What are some functions that satisfy:
1) $x(t) \to y(t)$ and then $ax(t)\to ay(t)$
but not this property:
2) If $x_1(t) \to y_1(t)$ and $x_2(t) \to y_2(t)$ then $x_1(t) + x_2(t) \to y_1(t) + y_2(t)$
I cannot think of any. I considered $y = x^2$, but that doesn't satisfy the first property. Nothing else seems possible. Also, this question came from my professor, but Wikipedia says that homogeneity is defined to be: If $x(t) \to y(t)$ then $ax(t) \to a^ky(t)$ which would make more sense to me.

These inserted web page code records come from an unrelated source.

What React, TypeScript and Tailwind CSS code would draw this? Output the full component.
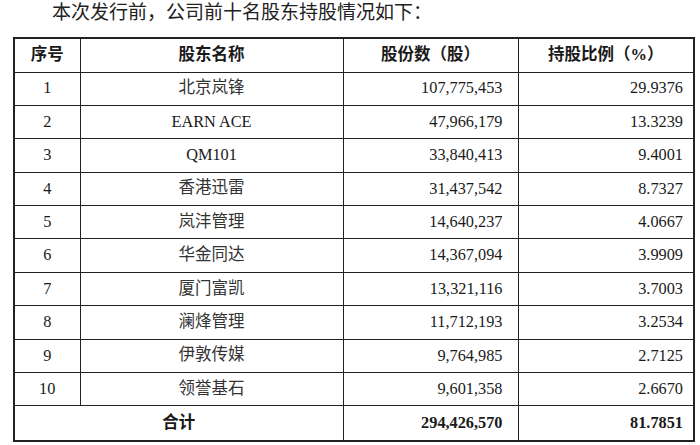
const rows = [
  { no: '1', name: '北京岚锋', shares: '107,775,453', ratio: '29.9376' },
  { no: '2', name: 'EARN ACE', shares: '47,966,179', ratio: '13.3239' },
  { no: '3', name: 'QM101', shares: '33,840,413', ratio: '9.4001' },
  { no: '4', name: '香港迅雷', shares: '31,437,542', ratio: '8.7327' },
  { no: '5', name: '岚沣管理', shares: '14,640,237', ratio: '4.0667' },
  { no: '6', name: '华金同达', shares: '14,367,094', ratio: '3.9909' },
  { no: '7', name: '厦门富凯', shares: '13,321,116', ratio: '3.7003' },
  { no: '8', name: '澜烽管理', shares: '11,712,193', ratio: '3.2534' },
  { no: '9', name: '伊敦传媒', shares: '9,764,985', ratio: '2.7125' },
  { no: '10', name: '领誉基石', shares: '9,601,358', ratio: '2.6670' },
]

const cell = 'border border-[#222] p-0'

// latin names use the number size, chinese ones run a bit larger
const isLatin = (s: string) => /^[\x00-\x7f]+$/.test(s)

export default function App() {
  return (
    <div
      className="w-[700px] h-[445px] bg-white text-[#1a1a1a] overflow-hidden"
      style={{ fontFamily: '"Liberation Serif", "Noto Sans CJK SC", serif' }}
    >
      <p className="pl-[52px] text-[19px] leading-[26px] text-[#222]">
        本次发行前，公司前十名股东持股情况如下：
      </p>

      <table className="ml-[13px] mt-[11px] w-[682px] table-fixed border-collapse border-2 border-[#222] text-[16.3px]">
        <colgroup>
          <col className="w-[66px]" />
          <col className="w-[263px]" />
          <col className="w-[175px]" />
          <col />
        </colgroup>
        <thead>
          <tr className="h-[34px] font-bold text-[16.5px]">
            <th className={cell + ' text-center'}>序号</th>
            <th className={cell + ' text-center'}>股东名称</th>
            <th className={cell + ' text-center'}>股份数（股）</th>
            <th className={cell + ' text-center'}>持股比例（%）</th>
          </tr>
        </thead>
        <tbody>
          {rows.map((r) => (
            <tr key={r.no} className="h-[33.4px]">
              <td className={cell + ' text-center'}>{r.no}</td>
              <td
                className={
                  cell + (isLatin(r.name) ? ' text-center' : ' text-center text-[16.5px] text-[#333]')
                }
              >
                {r.name}
              </td>
              <td className={cell + ' text-right pr-[15px]'}>{r.shares}</td>
              <td className={cell + ' text-right pr-[10px]'}>{r.ratio}</td>
            </tr>
          ))}
          <tr className="h-[35px] font-bold">
            <td colSpan={2} className={cell + ' text-center text-[16.5px]'}>合计</td>
            <td className={cell + ' text-right pr-[15px]'}>294,426,570</td>
            <td className={cell + ' text-right pr-[10px]'}>81.7851</td>
          </tr>
        </tbody>
      </table>
    </div>
  )
}
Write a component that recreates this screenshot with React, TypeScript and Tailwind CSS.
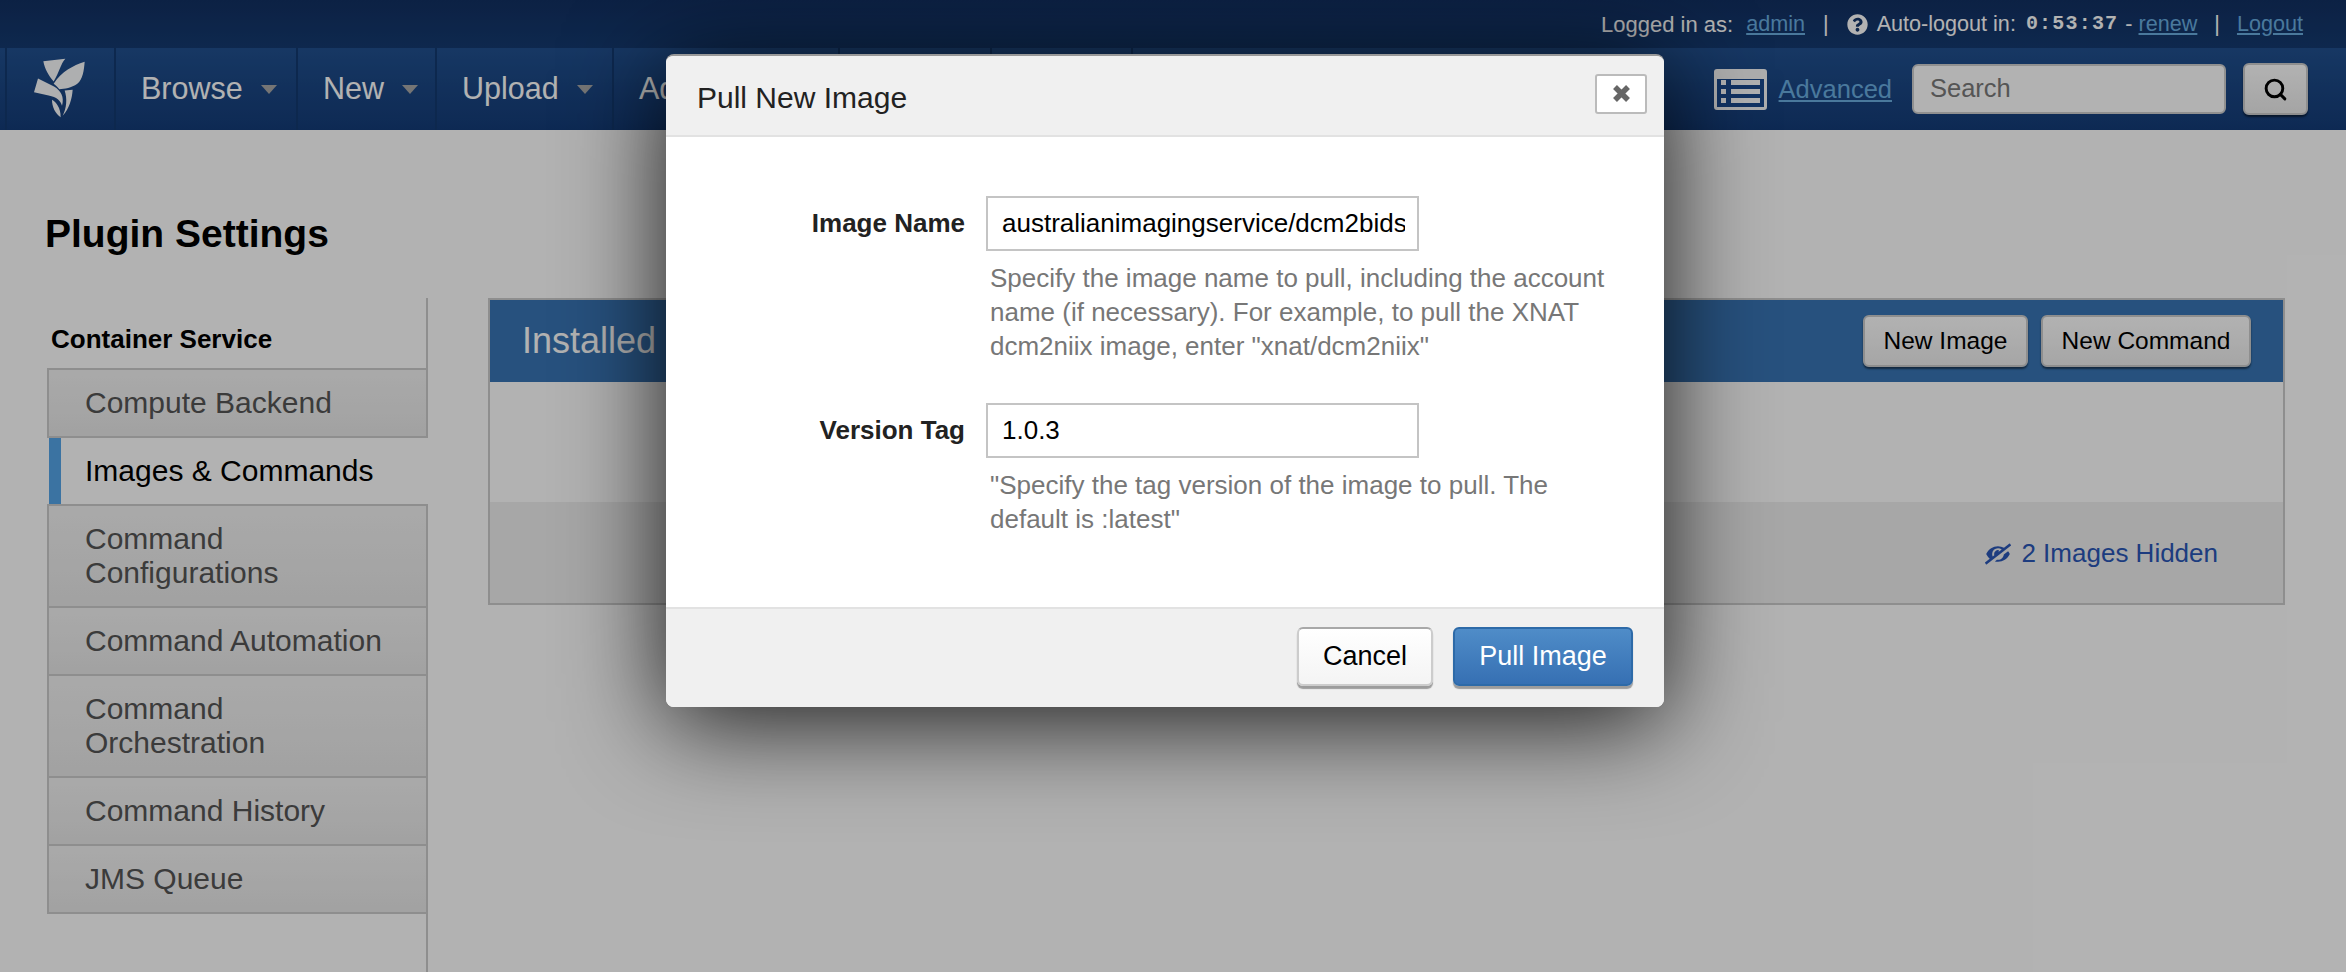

Here is an example function from $\mathbb R^2$ to $\mathbb R$ that satisfies homogeneity,
$$f(a\cdot x)=a\cdot f(x)$$
for all $a\in\mathbb R$, $x\in\mathbb R^2$, but does not satisfy additivity,
$$f(x+y) = f(x)+f(y)$$
for all $x,y\in\mathbb R^2$.
Define
$$f((r,s)) = \min(r, 2s)$$
Then it is easy to see that this function satisfies homogeneity, but letting $x=(1,0)$, $y=(1,1)$ we see that
$$f(x)=\min(1,2\cdot 0)=\min(1,0)=0$$ $$f(y)=\min(1,2\cdot 1)=\min(1,2)=1$$ but $$f(x+y)=f((2,1))=\min(2,2\cdot 1)=\min(2,2)=2$$
So here, $f(x+y)\ne f(x)+f(y)$.
Note that the basis for this example is in a section of the very Wikipedia article that you reference in your question.
If the $a$ range over the rationals, I can think of a similar example of a real-valued function of real numbers, but it is more complicated to explain.